#### [DO THIS]
Identify all lines in the data containing the string "index". Copy them out.

#### [COLLECTED MATERIAL]
▼▼▼
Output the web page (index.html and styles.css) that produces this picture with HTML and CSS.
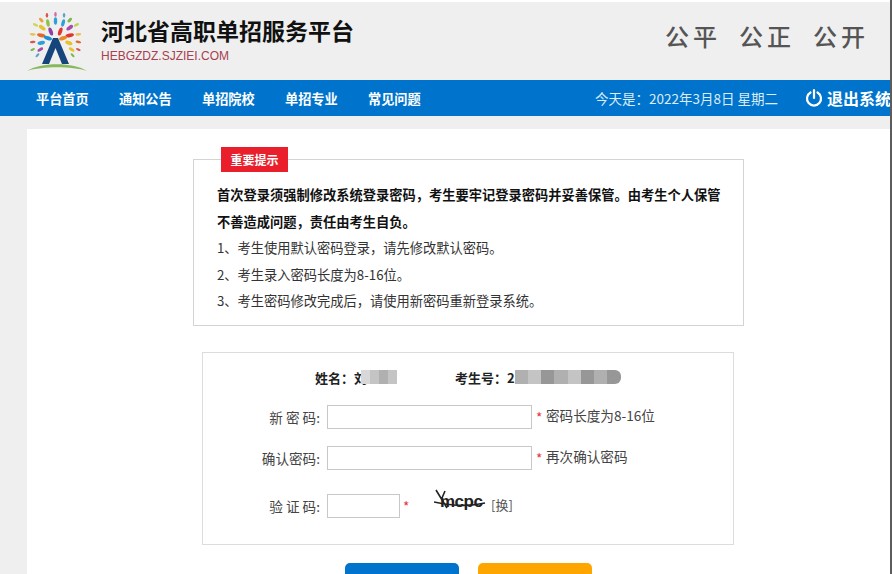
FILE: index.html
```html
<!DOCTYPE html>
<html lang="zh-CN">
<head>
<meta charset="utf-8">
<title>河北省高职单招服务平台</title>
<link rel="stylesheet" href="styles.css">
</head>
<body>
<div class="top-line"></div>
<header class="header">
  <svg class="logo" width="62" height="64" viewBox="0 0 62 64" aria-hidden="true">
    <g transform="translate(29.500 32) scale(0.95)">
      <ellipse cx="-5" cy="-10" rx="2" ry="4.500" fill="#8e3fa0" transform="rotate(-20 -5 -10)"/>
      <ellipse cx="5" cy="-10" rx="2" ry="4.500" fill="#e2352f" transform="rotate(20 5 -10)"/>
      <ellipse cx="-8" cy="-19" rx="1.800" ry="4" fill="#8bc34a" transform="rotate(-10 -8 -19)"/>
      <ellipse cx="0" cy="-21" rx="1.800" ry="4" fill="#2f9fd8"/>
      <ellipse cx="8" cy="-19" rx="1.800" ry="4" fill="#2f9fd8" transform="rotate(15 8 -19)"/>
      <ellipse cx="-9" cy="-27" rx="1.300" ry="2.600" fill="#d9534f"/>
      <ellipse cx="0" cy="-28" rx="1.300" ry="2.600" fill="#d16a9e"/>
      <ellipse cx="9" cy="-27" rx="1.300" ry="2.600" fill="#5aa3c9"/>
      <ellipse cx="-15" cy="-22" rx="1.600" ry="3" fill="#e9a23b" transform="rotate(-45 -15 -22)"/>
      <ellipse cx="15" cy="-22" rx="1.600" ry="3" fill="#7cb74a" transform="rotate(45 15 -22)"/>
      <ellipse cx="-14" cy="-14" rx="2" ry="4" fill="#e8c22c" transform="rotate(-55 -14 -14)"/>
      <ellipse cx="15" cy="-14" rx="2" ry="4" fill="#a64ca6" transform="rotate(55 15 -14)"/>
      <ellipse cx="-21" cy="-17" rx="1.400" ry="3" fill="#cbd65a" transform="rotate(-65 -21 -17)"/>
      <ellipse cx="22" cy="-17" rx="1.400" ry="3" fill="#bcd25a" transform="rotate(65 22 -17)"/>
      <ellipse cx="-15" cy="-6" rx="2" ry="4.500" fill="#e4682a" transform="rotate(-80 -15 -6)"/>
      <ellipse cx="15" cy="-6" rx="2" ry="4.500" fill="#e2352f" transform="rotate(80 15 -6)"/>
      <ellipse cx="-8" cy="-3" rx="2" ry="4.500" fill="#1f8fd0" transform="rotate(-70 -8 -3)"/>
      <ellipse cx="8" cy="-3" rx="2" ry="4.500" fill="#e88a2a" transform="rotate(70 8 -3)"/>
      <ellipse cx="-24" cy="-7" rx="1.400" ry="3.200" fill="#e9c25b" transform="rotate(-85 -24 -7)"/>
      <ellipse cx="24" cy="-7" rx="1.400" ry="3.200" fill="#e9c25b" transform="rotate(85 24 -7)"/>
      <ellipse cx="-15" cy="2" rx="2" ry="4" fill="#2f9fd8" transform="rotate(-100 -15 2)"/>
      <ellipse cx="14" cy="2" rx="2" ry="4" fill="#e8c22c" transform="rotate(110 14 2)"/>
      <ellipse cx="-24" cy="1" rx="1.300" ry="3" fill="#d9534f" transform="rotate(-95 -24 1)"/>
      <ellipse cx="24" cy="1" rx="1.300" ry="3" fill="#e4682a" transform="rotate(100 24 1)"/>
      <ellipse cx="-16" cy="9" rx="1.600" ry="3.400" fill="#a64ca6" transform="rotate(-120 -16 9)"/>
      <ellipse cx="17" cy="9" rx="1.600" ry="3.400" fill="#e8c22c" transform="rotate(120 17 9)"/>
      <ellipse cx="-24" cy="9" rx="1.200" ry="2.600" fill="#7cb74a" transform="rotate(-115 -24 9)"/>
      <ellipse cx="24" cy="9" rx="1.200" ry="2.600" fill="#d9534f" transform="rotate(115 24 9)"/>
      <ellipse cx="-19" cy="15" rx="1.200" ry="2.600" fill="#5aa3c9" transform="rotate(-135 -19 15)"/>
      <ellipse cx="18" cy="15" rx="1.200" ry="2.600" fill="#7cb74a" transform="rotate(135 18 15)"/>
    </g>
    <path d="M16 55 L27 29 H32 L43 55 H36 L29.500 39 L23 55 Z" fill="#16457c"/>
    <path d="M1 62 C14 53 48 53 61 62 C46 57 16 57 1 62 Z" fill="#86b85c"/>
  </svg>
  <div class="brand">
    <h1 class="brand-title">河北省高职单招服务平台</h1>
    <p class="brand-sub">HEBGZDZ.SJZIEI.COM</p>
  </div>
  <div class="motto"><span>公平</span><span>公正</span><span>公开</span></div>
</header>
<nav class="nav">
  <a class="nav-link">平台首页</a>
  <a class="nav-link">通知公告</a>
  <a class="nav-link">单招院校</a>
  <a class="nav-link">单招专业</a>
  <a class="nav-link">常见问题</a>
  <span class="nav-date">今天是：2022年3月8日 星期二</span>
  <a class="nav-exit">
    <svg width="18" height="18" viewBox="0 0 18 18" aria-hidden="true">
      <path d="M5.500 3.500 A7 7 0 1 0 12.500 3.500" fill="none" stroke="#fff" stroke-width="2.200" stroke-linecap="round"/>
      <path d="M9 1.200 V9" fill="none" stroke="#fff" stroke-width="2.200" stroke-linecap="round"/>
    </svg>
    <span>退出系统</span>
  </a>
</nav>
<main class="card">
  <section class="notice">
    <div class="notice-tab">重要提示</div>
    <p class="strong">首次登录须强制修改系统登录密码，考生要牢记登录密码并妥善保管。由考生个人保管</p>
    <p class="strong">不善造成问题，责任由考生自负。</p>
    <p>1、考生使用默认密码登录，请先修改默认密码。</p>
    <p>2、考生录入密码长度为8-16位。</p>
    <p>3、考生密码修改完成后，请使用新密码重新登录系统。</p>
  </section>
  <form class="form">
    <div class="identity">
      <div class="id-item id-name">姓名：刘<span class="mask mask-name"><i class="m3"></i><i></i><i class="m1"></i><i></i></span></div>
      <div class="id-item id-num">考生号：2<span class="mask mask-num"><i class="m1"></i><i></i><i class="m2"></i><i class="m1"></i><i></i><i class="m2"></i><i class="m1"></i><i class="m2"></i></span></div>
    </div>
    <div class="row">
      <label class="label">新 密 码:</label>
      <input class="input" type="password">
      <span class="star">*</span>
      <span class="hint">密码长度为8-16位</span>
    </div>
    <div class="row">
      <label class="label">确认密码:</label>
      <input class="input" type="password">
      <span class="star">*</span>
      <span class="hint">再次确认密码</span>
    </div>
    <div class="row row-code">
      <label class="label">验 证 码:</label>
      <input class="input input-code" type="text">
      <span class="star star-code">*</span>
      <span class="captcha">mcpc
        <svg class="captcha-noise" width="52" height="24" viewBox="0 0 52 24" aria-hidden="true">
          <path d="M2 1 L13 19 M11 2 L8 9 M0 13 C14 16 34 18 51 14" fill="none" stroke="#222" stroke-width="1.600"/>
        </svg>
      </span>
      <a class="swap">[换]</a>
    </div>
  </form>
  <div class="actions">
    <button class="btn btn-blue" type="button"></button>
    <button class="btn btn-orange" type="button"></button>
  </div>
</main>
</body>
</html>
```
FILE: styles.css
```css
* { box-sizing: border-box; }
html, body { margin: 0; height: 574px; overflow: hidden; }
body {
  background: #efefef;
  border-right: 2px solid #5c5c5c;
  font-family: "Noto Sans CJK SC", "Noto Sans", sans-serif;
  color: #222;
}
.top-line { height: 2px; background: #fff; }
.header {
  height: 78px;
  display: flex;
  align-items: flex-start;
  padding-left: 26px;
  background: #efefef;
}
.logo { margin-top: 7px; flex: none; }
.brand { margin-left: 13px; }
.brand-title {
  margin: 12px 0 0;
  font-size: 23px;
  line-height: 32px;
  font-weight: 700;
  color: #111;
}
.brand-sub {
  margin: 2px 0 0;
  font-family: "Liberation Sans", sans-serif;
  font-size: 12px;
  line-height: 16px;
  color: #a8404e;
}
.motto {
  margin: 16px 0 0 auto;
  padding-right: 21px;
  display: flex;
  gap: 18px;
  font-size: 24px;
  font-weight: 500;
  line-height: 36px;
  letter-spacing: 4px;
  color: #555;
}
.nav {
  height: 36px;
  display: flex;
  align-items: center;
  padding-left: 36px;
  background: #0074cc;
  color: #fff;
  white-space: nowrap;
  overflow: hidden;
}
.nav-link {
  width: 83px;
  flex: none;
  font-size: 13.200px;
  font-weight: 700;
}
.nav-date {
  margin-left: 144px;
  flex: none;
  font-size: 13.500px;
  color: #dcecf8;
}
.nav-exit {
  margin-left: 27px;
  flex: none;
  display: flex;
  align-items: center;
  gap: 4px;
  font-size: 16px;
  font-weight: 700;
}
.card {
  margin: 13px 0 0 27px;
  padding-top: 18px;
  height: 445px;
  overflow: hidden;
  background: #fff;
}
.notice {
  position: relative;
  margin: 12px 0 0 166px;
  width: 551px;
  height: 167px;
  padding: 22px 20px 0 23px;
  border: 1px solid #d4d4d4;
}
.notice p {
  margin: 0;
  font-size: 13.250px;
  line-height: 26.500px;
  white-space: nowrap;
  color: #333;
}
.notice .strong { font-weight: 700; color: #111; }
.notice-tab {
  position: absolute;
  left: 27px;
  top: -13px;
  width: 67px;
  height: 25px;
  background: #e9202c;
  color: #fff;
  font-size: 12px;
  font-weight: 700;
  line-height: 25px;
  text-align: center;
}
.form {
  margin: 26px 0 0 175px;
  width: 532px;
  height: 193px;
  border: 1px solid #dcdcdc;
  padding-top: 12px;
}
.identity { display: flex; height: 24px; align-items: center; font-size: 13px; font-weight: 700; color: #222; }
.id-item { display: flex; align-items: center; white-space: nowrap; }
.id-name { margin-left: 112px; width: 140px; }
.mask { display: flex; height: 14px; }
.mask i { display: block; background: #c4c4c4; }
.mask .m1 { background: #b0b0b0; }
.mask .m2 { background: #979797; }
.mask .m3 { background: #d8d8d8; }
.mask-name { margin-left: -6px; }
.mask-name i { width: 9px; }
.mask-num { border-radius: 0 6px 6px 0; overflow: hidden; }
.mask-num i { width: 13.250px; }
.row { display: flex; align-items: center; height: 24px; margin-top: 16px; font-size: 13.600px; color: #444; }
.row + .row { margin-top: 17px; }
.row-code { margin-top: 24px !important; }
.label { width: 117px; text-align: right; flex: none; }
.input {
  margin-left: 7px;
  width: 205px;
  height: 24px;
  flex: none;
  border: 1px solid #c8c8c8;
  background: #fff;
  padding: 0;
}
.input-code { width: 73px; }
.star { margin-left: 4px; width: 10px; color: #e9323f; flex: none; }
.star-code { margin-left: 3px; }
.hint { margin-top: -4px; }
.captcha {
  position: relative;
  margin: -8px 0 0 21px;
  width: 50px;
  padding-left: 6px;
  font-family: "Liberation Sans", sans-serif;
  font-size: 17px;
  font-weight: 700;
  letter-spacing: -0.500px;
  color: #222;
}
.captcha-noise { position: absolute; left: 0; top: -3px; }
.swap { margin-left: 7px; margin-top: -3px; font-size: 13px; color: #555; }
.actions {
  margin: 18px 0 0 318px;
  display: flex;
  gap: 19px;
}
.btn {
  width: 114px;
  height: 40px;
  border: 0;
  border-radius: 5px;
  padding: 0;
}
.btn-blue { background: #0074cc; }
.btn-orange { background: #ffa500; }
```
▲▲▲
#### [EXERCISE ANSWER]
Output the web page (index.html and styles.css) that produces this picture with HTML and CSS.
FILE: index.html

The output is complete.